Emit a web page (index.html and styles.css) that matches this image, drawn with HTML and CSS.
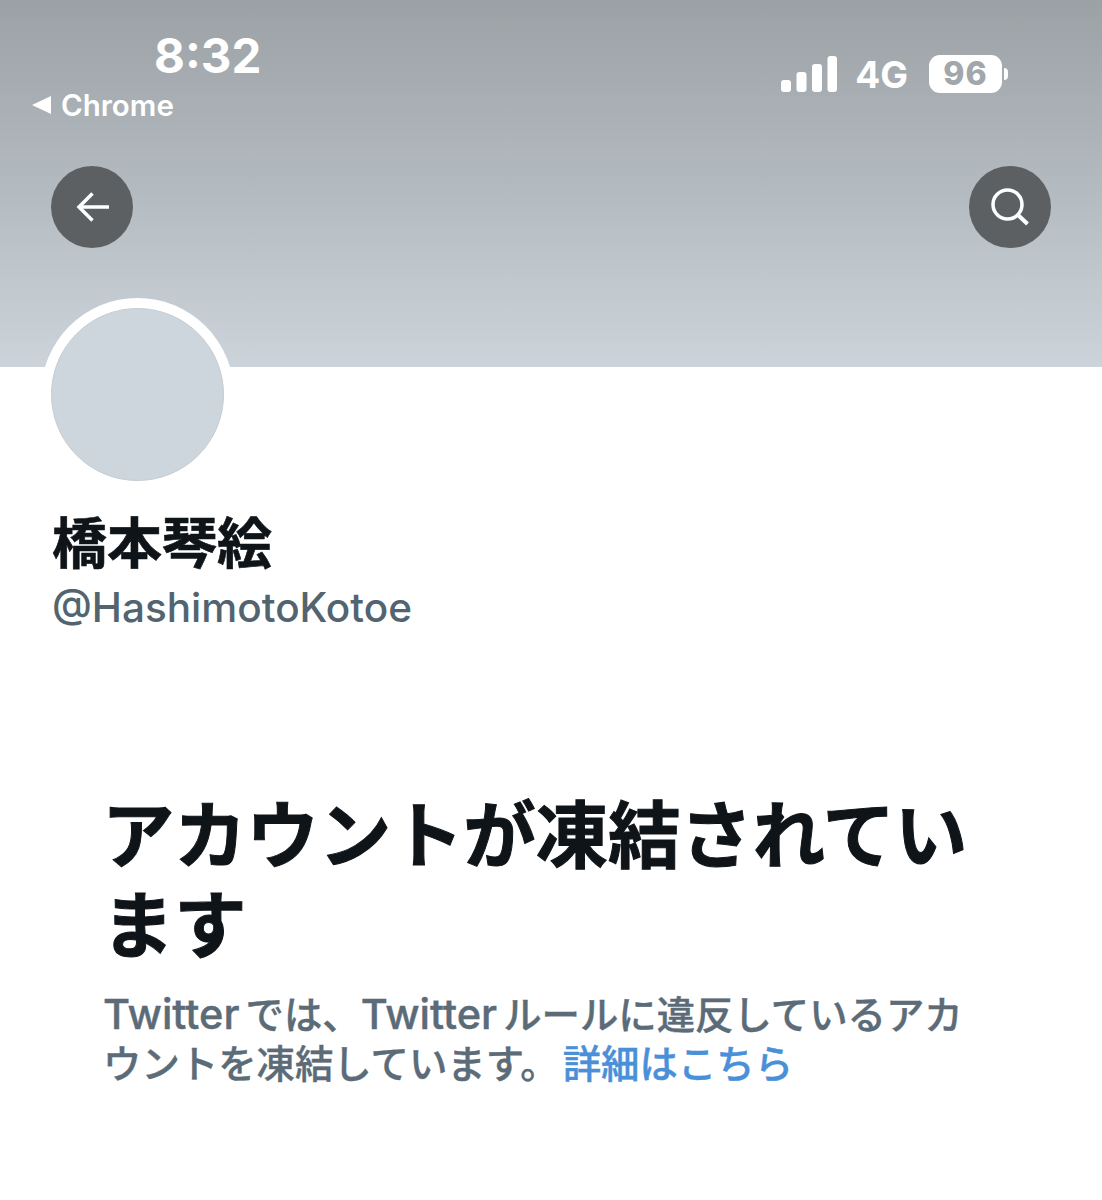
FILE: index.html
```html
<!DOCTYPE html>
<html lang="ja">
<head>
<meta charset="utf-8">
<title>橋本琴絵 (@HashimotoKotoe)</title>
<link rel="stylesheet" href="styles.css">
</head>
<body>
<header class="banner">
  <div class="status">
    <div class="status-left">
      <div class="time">8:32</div>
      <div class="return"><span class="tri"></span><span>Chrome</span></div>
    </div>
    <div class="status-right">
      <svg class="signal" width="56" height="36" viewBox="0 0 56 36"><rect x="0" y="24" width="10" height="12" rx="3"/><rect x="15.500" y="16" width="10" height="20" rx="3"/><rect x="31" y="8" width="10" height="28" rx="3"/><rect x="46.500" y="0" width="9.500" height="36" rx="3"/></svg>
      <span class="net">4G</span>
      <div class="battery"><div class="batt-body">96</div><div class="batt-cap"></div></div>
    </div>
  </div>
  <div class="nav">
    <button class="round" aria-label="戻る">
      <svg width="36" height="36" viewBox="0 0 36 36" fill="none" stroke="#fff" stroke-width="3.500"><path d="M35 18H5"/><path d="M18.500 4.500 5 18l13.500 13.500"/></svg>
    </button>
    <button class="round" aria-label="検索">
      <svg width="40" height="40" viewBox="0 0 40 40" fill="none" stroke="#fff" stroke-width="3.500"><circle cx="17.500" cy="17.500" r="14.500"/><path d="M28 28 37.500 37" stroke-width="4"/></svg>
    </button>
  </div>
</header>
<main class="profile">
  <div class="avatar-ring"><div class="avatar"></div></div>
  <h1 class="name">橋本琴絵</h1>
  <div class="handle">@HashimotoKotoe</div>
  <section class="notice">
    <h2 class="notice-title">アカウントが凍結されています</h2>
    <p class="notice-body"><span class="latin">Twitter</span>では、<span class="latin">Twitter</span>ルールに違反しているアカウントを凍結しています。<a class="link" href="#">詳細はこちら</a></p>
  </section>
</main>
</body>
</html>
```
FILE: styles.css
```css
* { box-sizing: border-box; }
html, body { margin: 0; padding: 0; background: #fff; }
body {
  width: 1102px;
  height: 1200px;
  overflow: hidden;
  font-family: "Inter", "Noto Sans CJK JP", sans-serif;
}
.banner {
  height: 367px;
  background: linear-gradient(180deg, #9ba1a5 0%, #b3babf 50%, #ccd3da 100%);
  padding: 34px 51px 0 32px;
}
.status {
  display: flex;
  justify-content: space-between;
  height: 132px;
}
.status-left { display: flex; flex-direction: column; }
.time {
  color: #fff;
  font-size: 47.500px;
  font-weight: 700;
  line-height: 44px;
  margin-left: 122px;
}
.return {
  display: flex;
  align-items: center;
  gap: 10px;
  color: #fff;
  font-size: 29.500px;
  font-weight: 600;
  line-height: 34px;
  margin-top: 10px;
}
.tri {
  width: 0;
  height: 0;
  border-style: solid;
  border-width: 9px 19px 9px 0;
  border-color: transparent #fff transparent transparent;
}
.status-right {
  display: flex;
  align-items: flex-start;
  gap: 19px;
  padding-top: 21px;
  margin-right: 43px;
  height: 70px;
}
.signal { fill: #fff; margin-top: 1px; margin-right: -1px; }
.net { color: #fff; font-size: 37px; font-weight: 700; line-height: 40px; margin-right: 2px; }
.battery { display: flex; align-items: center; gap: 2px; }
.batt-body {
  width: 73px;
  height: 38px;
  background: #fff;
  border-radius: 11px;
  color: #a1a7ab;
  font-size: 32px;
  font-weight: 800;
  line-height: 38px;
  text-align: center;
  letter-spacing: 1px;
}
.batt-cap { width: 4px; height: 12px; background: #fff; border-radius: 0 4px 4px 0; }
.nav {
  display: flex;
  justify-content: space-between;
  padding-left: 19px;
}
.round {
  width: 82px;
  height: 82px;
  border: 0;
  border-radius: 50%;
  background: #5c6063;
  padding: 0;
  display: flex;
  align-items: center;
  justify-content: center;
}
.profile { padding: 0 52px; }
.avatar-ring {
  width: 193px;
  height: 193px;
  margin: -69px 0 0 -11px;
  padding: 10px;
  border-radius: 50%;
  background: #fff;
}
.avatar {
  width: 173px;
  height: 173px;
  border-radius: 50%;
  background: #ced6dd;
  border: 1px solid #c5ccd2;
}
.name {
  margin: 15px 0 0;
  font-size: 55px;
  font-weight: 700;
  -webkit-text-stroke: 0.600px #0f1419;
  line-height: 74px;
  color: #0f1419;
}
.handle {
  font-size: 40.500px;
  line-height: 50px;
  margin-top: 3px;
  color: #536471;
  font-weight: 500;
}
.notice { padding: 0 0 0 50px; margin-top: 158px; width: 930px; }
.notice-title {
  margin: 0;
  font-size: 72.300px;
  font-weight: 700;
  -webkit-text-stroke: 1px #0f1419;
  line-height: 90px;
  color: #0f1419;
}
.notice-body {
  margin: 19px 0 0 1px;
  font-size: 38.400px;
  line-height: 49px;
  color: #5b6b78;
  font-weight: 500;
  -webkit-text-stroke: 0.400px #5b6b78;
}
.latin { font-size: 41.500px; margin-right: 6px; }
.link {
  color: #4a90d9;
  -webkit-text-stroke: 0.400px #4a90d9;
  text-decoration: none;
  margin-left: 4px;
}
```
----
=== Stated problem ===
Copy each line above precisely, dropping the pictures.

=== Answer to this problem ===
Emit a web page (index.html and styles.css) that matches this image, drawn with HTML and CSS.
FILE: index.html
```html
<!DOCTYPE html>
<html lang="ja">
<head>
<meta charset="utf-8">
<title>橋本琴絵 (@HashimotoKotoe)</title>
<link rel="stylesheet" href="styles.css">
</head>
<body>
<header class="banner">
  <div class="status">
    <div class="status-left">
      <div class="time">8:32</div>
      <div class="return"><span class="tri"></span><span>Chrome</span></div>
    </div>
    <div class="status-right">
      <svg class="signal" width="56" height="36" viewBox="0 0 56 36"><rect x="0" y="24" width="10" height="12" rx="3"/><rect x="15.500" y="16" width="10" height="20" rx="3"/><rect x="31" y="8" width="10" height="28" rx="3"/><rect x="46.500" y="0" width="9.500" height="36" rx="3"/></svg>
      <span class="net">4G</span>
      <div class="battery"><div class="batt-body">96</div><div class="batt-cap"></div></div>
    </div>
  </div>
  <div class="nav">
    <button class="round" aria-label="戻る">
      <svg width="36" height="36" viewBox="0 0 36 36" fill="none" stroke="#fff" stroke-width="3.500"><path d="M35 18H5"/><path d="M18.500 4.500 5 18l13.500 13.500"/></svg>
    </button>
    <button class="round" aria-label="検索">
      <svg width="40" height="40" viewBox="0 0 40 40" fill="none" stroke="#fff" stroke-width="3.500"><circle cx="17.500" cy="17.500" r="14.500"/><path d="M28 28 37.500 37" stroke-width="4"/></svg>
    </button>
  </div>
</header>
<main class="profile">
  <div class="avatar-ring"><div class="avatar"></div></div>
  <h1 class="name">橋本琴絵</h1>
  <div class="handle">@HashimotoKotoe</div>
  <section class="notice">
    <h2 class="notice-title">アカウントが凍結されています</h2>
    <p class="notice-body"><span class="latin">Twitter</span>では、<span class="latin">Twitter</span>ルールに違反しているアカウントを凍結しています。<a class="link" href="#">詳細はこちら</a></p>
  </section>
</main>
</body>
</html>
```
FILE: styles.css
```css
* { box-sizing: border-box; }
html, body { margin: 0; padding: 0; background: #fff; }
body {
  width: 1102px;
  height: 1200px;
  overflow: hidden;
  font-family: "Inter", "Noto Sans CJK JP", sans-serif;
}
.banner {
  height: 367px;
  background: linear-gradient(180deg, #9ba1a5 0%, #b3babf 50%, #ccd3da 100%);
  padding: 34px 51px 0 32px;
}
.status {
  display: flex;
  justify-content: space-between;
  height: 132px;
}
.status-left { display: flex; flex-direction: column; }
.time {
  color: #fff;
  font-size: 47.500px;
  font-weight: 700;
  line-height: 44px;
  margin-left: 122px;
}
.return {
  display: flex;
  align-items: center;
  gap: 10px;
  color: #fff;
  font-size: 29.500px;
  font-weight: 600;
  line-height: 34px;
  margin-top: 10px;
}
.tri {
  width: 0;
  height: 0;
  border-style: solid;
  border-width: 9px 19px 9px 0;
  border-color: transparent #fff transparent transparent;
}
.status-right {
  display: flex;
  align-items: flex-start;
  gap: 19px;
  padding-top: 21px;
  margin-right: 43px;
  height: 70px;
}
.signal { fill: #fff; margin-top: 1px; margin-right: -1px; }
.net { color: #fff; font-size: 37px; font-weight: 700; line-height: 40px; margin-right: 2px; }
.battery { display: flex; align-items: center; gap: 2px; }
.batt-body {
  width: 73px;
  height: 38px;
  background: #fff;
  border-radius: 11px;
  color: #a1a7ab;
  font-size: 32px;
  font-weight: 800;
  line-height: 38px;
  text-align: center;
  letter-spacing: 1px;
}
.batt-cap { width: 4px; height: 12px; background: #fff; border-radius: 0 4px 4px 0; }
.nav {
  display: flex;
  justify-content: space-between;
  padding-left: 19px;
}
.round {
  width: 82px;
  height: 82px;
  border: 0;
  border-radius: 50%;
  background: #5c6063;
  padding: 0;
  display: flex;
  align-items: center;
  justify-content: center;
}
.profile { padding: 0 52px; }
.avatar-ring {
  width: 193px;
  height: 193px;
  margin: -69px 0 0 -11px;
  padding: 10px;
  border-radius: 50%;
  background: #fff;
}
.avatar {
  width: 173px;
  height: 173px;
  border-radius: 50%;
  background: #ced6dd;
  border: 1px solid #c5ccd2;
}
.name {
  margin: 15px 0 0;
  font-size: 55px;
  font-weight: 700;
  -webkit-text-stroke: 0.600px #0f1419;
  line-height: 74px;
  color: #0f1419;
}
.handle {
  font-size: 40.500px;
  line-height: 50px;
  margin-top: 3px;
  color: #536471;
  font-weight: 500;
}
.notice { padding: 0 0 0 50px; margin-top: 158px; width: 930px; }
.notice-title {
  margin: 0;
  font-size: 72.300px;
  font-weight: 700;
  -webkit-text-stroke: 1px #0f1419;
  line-height: 90px;
  color: #0f1419;
}
.notice-body {
  margin: 19px 0 0 1px;
  font-size: 38.400px;
  line-height: 49px;
  color: #5b6b78;
  font-weight: 500;
  -webkit-text-stroke: 0.400px #5b6b78;
}
.latin { font-size: 41.500px; margin-right: 6px; }
.link {
  color: #4a90d9;
  -webkit-text-stroke: 0.400px #4a90d9;
  text-decoration: none;
  margin-left: 4px;
}
```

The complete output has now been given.